* [WHAT THE TASK REQUIRES] Scan the entries for the string "components" and give the number of lines that have it, nothing further.

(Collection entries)
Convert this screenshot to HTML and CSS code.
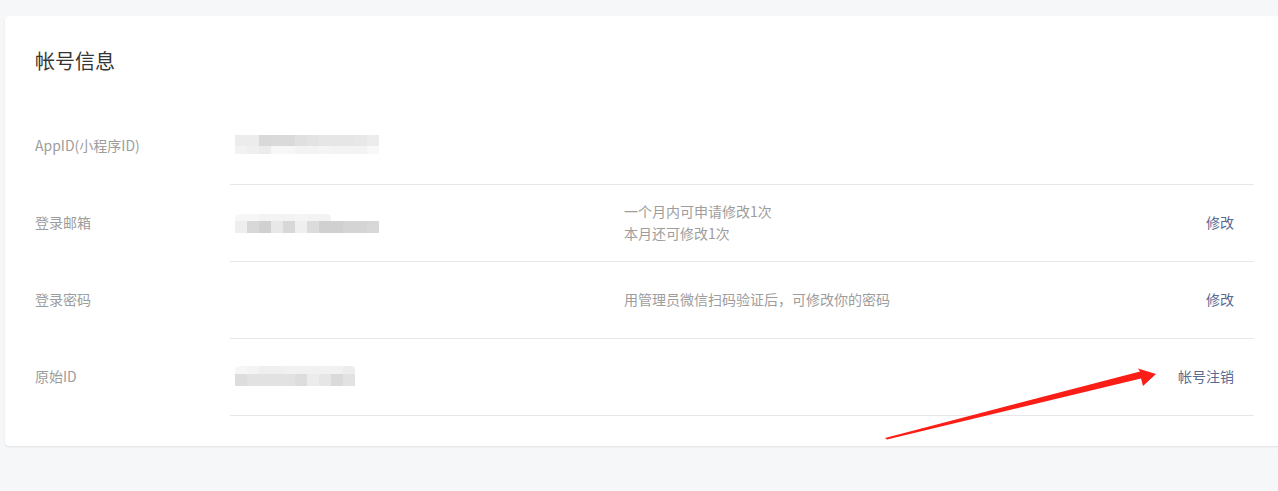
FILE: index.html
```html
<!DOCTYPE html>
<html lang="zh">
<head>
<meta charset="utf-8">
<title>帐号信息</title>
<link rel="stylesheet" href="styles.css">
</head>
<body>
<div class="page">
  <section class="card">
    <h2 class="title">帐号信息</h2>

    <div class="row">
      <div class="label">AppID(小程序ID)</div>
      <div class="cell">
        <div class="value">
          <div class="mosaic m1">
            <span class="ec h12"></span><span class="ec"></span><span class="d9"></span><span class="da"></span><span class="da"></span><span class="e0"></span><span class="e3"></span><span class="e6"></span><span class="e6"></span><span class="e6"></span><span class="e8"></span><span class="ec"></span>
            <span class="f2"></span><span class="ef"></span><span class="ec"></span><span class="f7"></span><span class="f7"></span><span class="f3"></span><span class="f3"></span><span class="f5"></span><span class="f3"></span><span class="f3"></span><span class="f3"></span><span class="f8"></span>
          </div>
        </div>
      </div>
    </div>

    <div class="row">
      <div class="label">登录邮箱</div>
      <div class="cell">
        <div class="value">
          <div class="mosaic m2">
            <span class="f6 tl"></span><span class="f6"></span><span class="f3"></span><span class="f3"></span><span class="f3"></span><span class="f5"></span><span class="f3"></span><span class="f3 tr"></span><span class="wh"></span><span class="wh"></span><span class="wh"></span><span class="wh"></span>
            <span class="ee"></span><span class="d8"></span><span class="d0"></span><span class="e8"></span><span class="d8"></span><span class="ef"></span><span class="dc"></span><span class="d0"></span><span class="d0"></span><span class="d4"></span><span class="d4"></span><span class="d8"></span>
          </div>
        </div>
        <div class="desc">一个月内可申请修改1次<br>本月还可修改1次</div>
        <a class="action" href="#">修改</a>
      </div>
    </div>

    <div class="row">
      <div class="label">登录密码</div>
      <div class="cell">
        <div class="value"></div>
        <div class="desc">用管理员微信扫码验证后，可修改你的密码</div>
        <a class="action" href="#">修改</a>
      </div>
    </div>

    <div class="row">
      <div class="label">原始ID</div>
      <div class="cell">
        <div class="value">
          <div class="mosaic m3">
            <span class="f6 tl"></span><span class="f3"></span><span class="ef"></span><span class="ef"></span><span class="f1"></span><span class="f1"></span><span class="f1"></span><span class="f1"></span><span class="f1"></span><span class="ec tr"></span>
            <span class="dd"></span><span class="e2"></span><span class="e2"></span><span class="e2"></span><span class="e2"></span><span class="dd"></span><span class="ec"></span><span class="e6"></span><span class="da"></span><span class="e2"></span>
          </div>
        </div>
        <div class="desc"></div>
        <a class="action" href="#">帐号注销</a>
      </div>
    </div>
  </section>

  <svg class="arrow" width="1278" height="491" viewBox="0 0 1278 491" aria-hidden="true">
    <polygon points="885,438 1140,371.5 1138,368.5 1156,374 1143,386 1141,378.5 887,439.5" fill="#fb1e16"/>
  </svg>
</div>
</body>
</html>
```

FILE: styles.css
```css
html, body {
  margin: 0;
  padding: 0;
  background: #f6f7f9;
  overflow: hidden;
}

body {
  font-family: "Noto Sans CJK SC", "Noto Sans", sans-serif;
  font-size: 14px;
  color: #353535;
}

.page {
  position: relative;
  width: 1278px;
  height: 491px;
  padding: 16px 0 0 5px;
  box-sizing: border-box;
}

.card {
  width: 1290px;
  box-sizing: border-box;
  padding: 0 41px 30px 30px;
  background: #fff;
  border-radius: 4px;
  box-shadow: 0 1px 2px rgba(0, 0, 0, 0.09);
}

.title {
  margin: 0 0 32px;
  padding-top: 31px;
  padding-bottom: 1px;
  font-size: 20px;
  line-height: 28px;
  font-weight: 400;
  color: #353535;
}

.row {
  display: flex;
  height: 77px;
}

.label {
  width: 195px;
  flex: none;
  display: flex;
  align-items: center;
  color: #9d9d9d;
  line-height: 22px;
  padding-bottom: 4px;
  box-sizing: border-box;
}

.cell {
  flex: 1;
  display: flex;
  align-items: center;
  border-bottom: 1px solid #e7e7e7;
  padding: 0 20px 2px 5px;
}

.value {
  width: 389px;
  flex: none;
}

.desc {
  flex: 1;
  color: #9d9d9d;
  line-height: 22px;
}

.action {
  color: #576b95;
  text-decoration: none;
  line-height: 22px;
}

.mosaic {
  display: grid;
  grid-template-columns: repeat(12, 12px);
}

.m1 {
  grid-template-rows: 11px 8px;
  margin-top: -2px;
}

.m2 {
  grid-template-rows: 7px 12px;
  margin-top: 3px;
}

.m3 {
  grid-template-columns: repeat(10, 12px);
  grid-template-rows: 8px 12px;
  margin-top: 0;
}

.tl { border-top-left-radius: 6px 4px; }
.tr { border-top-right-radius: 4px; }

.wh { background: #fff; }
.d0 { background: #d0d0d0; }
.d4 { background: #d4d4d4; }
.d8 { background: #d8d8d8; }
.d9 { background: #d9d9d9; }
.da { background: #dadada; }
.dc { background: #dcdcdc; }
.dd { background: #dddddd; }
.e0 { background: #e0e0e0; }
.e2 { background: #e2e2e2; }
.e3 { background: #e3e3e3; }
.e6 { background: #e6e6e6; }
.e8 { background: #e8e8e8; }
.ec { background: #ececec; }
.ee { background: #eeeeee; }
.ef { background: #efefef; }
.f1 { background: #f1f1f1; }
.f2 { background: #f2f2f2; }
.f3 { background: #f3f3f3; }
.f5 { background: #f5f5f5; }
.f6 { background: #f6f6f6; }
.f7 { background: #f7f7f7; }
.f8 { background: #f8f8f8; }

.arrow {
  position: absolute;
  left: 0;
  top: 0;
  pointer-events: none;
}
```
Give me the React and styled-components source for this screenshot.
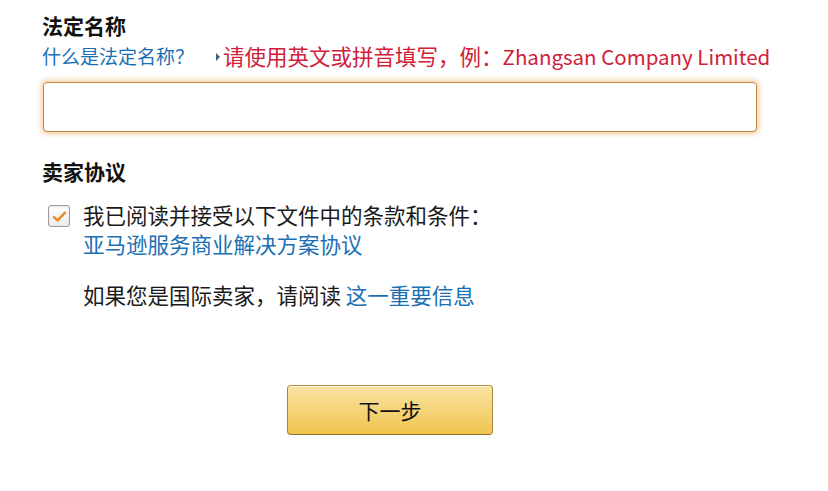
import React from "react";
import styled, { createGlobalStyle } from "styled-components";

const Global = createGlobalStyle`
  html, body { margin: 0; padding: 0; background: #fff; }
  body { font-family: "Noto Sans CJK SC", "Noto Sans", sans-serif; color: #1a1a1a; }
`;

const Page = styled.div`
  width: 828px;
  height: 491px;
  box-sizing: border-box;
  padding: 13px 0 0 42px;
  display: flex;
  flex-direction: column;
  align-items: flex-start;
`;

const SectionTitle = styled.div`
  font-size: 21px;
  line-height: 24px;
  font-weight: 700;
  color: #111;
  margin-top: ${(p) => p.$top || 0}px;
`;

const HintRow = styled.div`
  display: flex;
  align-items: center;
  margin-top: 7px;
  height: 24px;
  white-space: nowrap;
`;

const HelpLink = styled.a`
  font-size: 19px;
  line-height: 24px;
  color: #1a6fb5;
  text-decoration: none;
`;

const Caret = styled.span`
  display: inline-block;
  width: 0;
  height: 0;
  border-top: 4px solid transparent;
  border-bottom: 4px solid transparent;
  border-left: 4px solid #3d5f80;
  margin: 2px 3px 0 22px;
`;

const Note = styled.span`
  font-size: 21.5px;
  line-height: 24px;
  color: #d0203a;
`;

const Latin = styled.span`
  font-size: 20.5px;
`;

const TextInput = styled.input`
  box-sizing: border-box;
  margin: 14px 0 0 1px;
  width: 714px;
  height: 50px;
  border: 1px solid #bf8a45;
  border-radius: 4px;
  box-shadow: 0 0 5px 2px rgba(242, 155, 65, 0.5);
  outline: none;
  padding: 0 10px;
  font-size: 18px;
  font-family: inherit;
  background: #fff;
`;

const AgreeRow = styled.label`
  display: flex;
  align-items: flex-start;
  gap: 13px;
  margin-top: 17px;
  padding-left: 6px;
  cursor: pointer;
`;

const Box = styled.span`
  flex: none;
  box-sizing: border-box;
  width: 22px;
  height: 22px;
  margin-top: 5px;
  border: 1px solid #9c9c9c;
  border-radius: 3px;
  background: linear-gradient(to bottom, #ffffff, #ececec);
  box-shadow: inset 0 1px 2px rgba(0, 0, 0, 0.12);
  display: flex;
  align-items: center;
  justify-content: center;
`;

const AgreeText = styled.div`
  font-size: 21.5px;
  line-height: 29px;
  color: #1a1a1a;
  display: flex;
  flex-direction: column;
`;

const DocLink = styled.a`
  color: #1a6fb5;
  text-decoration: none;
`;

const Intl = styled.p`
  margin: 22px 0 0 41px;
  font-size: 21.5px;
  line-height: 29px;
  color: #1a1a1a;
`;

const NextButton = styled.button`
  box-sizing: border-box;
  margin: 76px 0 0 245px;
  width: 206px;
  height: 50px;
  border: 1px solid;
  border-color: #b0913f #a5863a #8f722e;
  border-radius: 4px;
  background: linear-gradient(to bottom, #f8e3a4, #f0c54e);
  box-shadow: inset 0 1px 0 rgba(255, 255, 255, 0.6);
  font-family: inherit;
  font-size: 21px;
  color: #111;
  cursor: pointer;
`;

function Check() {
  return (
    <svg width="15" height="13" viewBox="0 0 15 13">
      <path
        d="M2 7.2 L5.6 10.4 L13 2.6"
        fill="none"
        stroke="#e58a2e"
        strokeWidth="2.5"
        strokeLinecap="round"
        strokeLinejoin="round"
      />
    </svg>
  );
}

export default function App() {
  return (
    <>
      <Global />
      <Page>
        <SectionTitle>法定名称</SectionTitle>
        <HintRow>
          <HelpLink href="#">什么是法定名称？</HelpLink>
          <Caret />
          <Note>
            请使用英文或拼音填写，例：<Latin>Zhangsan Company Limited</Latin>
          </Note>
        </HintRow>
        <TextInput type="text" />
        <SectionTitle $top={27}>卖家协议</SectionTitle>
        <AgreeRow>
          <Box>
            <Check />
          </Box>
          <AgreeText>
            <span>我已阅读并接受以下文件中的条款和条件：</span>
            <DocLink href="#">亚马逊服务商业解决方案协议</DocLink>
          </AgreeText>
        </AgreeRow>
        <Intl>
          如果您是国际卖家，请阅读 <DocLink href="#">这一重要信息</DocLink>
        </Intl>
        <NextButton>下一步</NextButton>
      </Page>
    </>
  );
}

* [THE COMPLETED TASK] 2